Wakefield credits the market for helping her business grow.
“I started State Line Gear on my dining room table and I needed a way to get my items in front of people,” she said. “The Town of Fort Mill made it easy and affordable for me to do just that every Saturday morning. My business grew, awareness of my business grew and it gave me the confidence to keep going.”
This year Wakefield opened her first retail location at 118 Academy St, Suite 103. There she offers an array of clothing options, including sponge fleece hoodies, lightweight t-shirts and hats with retro chenille patches.
“It really does feel like a dream coming true,” she said. “I feel grateful to the Town of Fort Mill team for giving me a venue to plant the seeds of my business.”
‘Coffee and conversation’
For Nick Conforti, owner of Humble Cup which provides fresh roasted coffee to excited patrons each week, the Farmers Market has had a huge impact. Conforti was one of the original group of vendors who helped kick off the initial Market season.
“I can honestly say the Farmers Market means everything to us. When the posting about a new Farmers Market came out back in 2020 I was selling my coffee out of my garage to my friends and neighbors. I didn't think I was ready to start selling it to the general public,” Conforti said. “Our community welcomed us with huge arms into the market and is what made us who we are today. We would not be in business without the Farmers Market and we plan on being a part of it each and every year.”
Conforti initially began with just a tent and some tables and a few coffee flavors.
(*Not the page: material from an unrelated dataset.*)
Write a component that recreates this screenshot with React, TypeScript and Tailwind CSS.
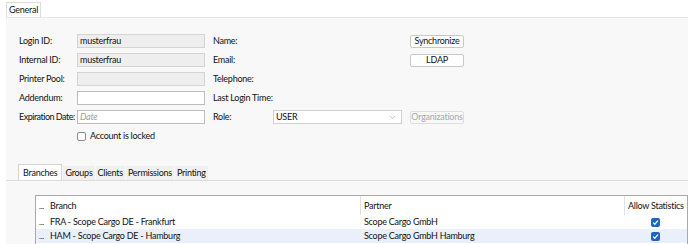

They expanded this season with a coffee truck and will soon have a brick and mortar store at 414 Tom Hall St.
“The growth of our business over the last several years has been hard to believe. The number of customers we have that come out week after week just for our coffee and conversation has been even more astonishing,” he said. “We have been amazed to see the same faces since the start of the market and love creating long-lasting friendships and look forward to many more new ones to come.”
They now offer a wide variety of flavors, including their most popular drink Blackberry Toffee iced latte, and will soon offer teas, Kombucha and pastries from Virtuoso Breadworks at their physical location when it opens in late 2022/early 2023.
Katie Marshall has a similar story about how the Market helped introduce her product to a new customer base. As owner of The Craftsmen Beverage Co., Marsall helps market a variety of handcrafted cocktail and tea syrups.
“The face-to-face interaction is one of our favorite things about vending at the market. Our business took off during 2020 when we were delivering to people’s homes so finding an outlet beyond that time period to still connect has been so important,” Marsall said. “Getting real time feedback from our customers has been invaluable in hearing what their favorite products are.”
She said the Fort Mill community has been extremely supportive of the business.
“We have seen a strong following,” she said. “It is always a pleasant surprise to run into someone outside of the market and hear about how they are enjoying what they grabbed at the farmers market.”
‘Tis the seasonings
Several of the Market’s regular vendors credit repeat customers for their success and have found ways to keep their business known during the Market off-season.
Brian Miller, CEO of White Wolf Rubs which offers crowd favorites such as Arctic Savory Seasoning, has enjoyed meeting new customers and growing his company’s following while at the Market.
“We have a lot of repeat customers weekly and we have a few new customers that will follow us on Facebook and Instagram,” Miller said. “We were very pleased with the 2022 season.”
Trip Kinmon, Chief Seasoning Officer of Trip and Peggy’s Cajun Seasoning, said the Market has been important to him and his wife as Fort Mill residents.
“It has offered an opportunity for exposure for our seasoning and for meeting so many wonderful vendors and shoppers,” Kinmon said. “We love seeing the regulars at each event and are happy to see new faces, names and products. We also very much enjoy when they tell us about new and exciting Trip and Peggy’s uses and recipes that we hadn’t thought of or tried.”
Both White Wolf and Trip and Peggy’s have expanded their presence in Fort Mill and their products can now each be found year-round at The Peach Stand and PuckerButt Pepper Company.
Agriculture products have been a staple of the Market for years. Each week brings vendors featuring fresh vegetables, fruits, herbs and flowers, among other items.
Two Creek Farm is one of those vendors. Owner Robin Beam who manages the business with her husband said they have focused on creating a sustainable farming model.
“Our farm has been overjoyed with the degree of support and dedication the Fort Mill community has given us in buying our produce. Being on such a small scale, we feel that we have to focus our production on hard to find, tasty heirloom varieties,” she said.
Their two biggest sellers this year were heirloom tomatoes and patty pan squash.
“All of the people that have tried these products are blown away by the taste,” she said. “We are currently working on our organic certification and deciding on new and unique vegetables to plant for next year. We go to other markets during the week but Fort Mill is by far our favorite.”
Even though the 2022 season just ended, Hester is already looking ahead to next year and anxiously anticipating the 2023 season.
“I love seeing our community come and participate in it. I love seeing them buy things, bring their families, bring their dogs. I like that it’s become a destination for our community to find and buy local products,” Hester said.